Task statement>
Look for the line containing "Convert this screenshot" and the line containing "border border-t-white border-l-white" in the entries below. Copy those two and all lines between them exactly, leaving out pictures.
Start Source records
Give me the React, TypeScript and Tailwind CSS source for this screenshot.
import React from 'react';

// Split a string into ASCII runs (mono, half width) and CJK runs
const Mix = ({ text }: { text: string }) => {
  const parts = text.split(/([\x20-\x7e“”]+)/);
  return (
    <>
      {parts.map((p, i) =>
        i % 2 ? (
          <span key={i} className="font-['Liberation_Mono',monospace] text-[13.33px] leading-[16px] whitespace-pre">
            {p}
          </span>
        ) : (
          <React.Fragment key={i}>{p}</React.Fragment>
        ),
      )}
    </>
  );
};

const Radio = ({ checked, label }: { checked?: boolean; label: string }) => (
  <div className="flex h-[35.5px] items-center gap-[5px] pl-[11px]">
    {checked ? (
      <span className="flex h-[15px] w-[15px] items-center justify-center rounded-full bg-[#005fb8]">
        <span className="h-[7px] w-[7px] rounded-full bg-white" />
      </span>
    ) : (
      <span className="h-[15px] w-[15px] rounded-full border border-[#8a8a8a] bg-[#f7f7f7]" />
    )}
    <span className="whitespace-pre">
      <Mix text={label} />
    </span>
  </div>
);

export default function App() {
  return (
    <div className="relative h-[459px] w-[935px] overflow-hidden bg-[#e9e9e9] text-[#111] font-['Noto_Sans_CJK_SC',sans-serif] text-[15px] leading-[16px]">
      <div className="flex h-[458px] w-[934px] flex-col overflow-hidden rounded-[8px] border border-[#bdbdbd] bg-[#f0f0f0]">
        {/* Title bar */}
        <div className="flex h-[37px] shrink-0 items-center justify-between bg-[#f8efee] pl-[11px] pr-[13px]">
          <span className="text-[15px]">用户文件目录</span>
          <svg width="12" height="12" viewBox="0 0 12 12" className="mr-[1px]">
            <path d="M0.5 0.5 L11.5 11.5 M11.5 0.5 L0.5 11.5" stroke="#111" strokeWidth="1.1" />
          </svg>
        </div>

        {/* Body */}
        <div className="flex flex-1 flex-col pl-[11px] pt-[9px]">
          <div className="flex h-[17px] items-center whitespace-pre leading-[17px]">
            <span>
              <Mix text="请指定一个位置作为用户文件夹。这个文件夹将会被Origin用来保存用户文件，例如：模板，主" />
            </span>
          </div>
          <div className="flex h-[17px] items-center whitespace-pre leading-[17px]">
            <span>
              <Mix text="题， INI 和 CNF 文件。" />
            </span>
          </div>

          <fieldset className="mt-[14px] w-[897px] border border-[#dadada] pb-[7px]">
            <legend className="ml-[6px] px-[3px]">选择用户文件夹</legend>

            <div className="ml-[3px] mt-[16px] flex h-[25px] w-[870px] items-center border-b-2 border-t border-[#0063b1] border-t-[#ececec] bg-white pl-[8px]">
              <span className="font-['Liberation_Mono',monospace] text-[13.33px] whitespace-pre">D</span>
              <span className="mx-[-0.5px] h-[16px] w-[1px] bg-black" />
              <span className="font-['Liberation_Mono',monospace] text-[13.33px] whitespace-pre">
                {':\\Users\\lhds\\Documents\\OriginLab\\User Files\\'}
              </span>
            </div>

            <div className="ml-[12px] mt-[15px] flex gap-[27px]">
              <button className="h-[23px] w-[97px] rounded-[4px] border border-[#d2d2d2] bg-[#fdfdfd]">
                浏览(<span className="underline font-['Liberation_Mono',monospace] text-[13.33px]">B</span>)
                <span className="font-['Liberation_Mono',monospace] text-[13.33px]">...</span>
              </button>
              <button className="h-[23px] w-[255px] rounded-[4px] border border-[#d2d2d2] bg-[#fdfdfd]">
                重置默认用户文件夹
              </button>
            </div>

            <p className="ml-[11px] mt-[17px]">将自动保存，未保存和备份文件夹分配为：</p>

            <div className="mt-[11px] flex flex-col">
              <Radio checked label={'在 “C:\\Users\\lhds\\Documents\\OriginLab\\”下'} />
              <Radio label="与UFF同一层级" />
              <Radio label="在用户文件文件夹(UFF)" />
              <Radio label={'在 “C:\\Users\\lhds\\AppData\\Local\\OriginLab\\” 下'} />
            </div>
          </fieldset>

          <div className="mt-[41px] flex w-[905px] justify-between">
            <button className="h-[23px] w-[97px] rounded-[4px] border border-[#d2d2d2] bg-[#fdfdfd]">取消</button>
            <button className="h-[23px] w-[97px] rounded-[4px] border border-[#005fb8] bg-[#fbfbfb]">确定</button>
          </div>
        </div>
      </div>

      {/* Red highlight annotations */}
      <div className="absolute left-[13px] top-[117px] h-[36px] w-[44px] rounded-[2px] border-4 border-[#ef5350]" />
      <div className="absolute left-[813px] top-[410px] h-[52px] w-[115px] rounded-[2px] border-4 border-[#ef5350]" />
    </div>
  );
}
End Source records
Start Source records
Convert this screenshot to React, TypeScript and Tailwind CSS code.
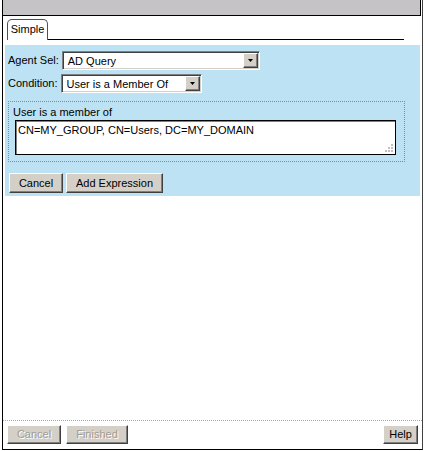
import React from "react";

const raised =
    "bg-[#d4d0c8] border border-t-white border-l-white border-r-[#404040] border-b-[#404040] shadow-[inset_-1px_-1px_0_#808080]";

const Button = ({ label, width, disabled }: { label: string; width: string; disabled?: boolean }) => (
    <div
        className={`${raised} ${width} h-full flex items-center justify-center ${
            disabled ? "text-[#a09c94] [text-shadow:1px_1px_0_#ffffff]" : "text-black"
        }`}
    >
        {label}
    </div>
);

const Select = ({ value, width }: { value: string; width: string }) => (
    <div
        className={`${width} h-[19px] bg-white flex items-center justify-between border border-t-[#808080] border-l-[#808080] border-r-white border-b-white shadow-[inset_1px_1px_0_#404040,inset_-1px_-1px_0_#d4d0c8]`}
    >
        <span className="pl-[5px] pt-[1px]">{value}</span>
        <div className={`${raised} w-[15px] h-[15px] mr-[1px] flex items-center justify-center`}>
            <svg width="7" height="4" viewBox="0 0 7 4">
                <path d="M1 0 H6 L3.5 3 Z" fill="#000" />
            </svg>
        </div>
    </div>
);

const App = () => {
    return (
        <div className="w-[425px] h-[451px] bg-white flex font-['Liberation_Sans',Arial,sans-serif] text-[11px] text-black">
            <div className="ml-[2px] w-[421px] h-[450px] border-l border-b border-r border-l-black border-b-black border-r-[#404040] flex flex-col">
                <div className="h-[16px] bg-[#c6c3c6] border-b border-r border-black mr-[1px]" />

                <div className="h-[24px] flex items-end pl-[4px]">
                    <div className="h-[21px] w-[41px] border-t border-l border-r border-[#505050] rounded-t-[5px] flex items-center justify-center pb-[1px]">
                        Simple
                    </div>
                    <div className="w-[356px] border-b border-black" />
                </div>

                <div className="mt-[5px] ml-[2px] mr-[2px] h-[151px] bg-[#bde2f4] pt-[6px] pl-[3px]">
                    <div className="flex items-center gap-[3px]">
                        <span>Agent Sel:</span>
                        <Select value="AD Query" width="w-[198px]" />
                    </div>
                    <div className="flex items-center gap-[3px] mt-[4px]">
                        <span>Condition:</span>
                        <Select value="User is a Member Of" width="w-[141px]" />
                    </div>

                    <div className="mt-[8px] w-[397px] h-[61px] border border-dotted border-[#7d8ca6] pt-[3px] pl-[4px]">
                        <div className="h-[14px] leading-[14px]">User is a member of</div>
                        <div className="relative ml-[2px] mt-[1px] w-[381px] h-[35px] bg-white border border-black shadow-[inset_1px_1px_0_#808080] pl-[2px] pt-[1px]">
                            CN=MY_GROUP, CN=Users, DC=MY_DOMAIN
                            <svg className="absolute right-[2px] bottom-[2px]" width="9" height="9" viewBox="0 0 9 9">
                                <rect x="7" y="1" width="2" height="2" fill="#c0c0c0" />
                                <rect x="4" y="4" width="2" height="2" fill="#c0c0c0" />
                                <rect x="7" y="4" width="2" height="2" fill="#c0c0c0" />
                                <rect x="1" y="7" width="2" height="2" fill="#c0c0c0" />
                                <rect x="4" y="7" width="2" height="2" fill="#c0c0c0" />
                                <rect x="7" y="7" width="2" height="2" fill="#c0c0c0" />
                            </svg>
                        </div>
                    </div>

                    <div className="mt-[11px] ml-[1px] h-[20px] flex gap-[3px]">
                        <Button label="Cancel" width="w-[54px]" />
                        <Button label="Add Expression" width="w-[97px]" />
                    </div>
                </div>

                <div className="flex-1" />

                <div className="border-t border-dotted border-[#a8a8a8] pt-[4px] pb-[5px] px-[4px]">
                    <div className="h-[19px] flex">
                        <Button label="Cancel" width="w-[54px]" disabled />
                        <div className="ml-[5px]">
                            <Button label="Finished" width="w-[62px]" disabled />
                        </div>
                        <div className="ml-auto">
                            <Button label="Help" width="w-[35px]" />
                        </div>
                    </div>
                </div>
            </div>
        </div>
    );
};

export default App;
End Source records
Finished answer>
Convert this screenshot to React, TypeScript and Tailwind CSS code.
import React from "react";

const raised =
    "bg-[#d4d0c8] border border-t-white border-l-white border-r-[#404040] border-b-[#404040] shadow-[inset_-1px_-1px_0_#808080]";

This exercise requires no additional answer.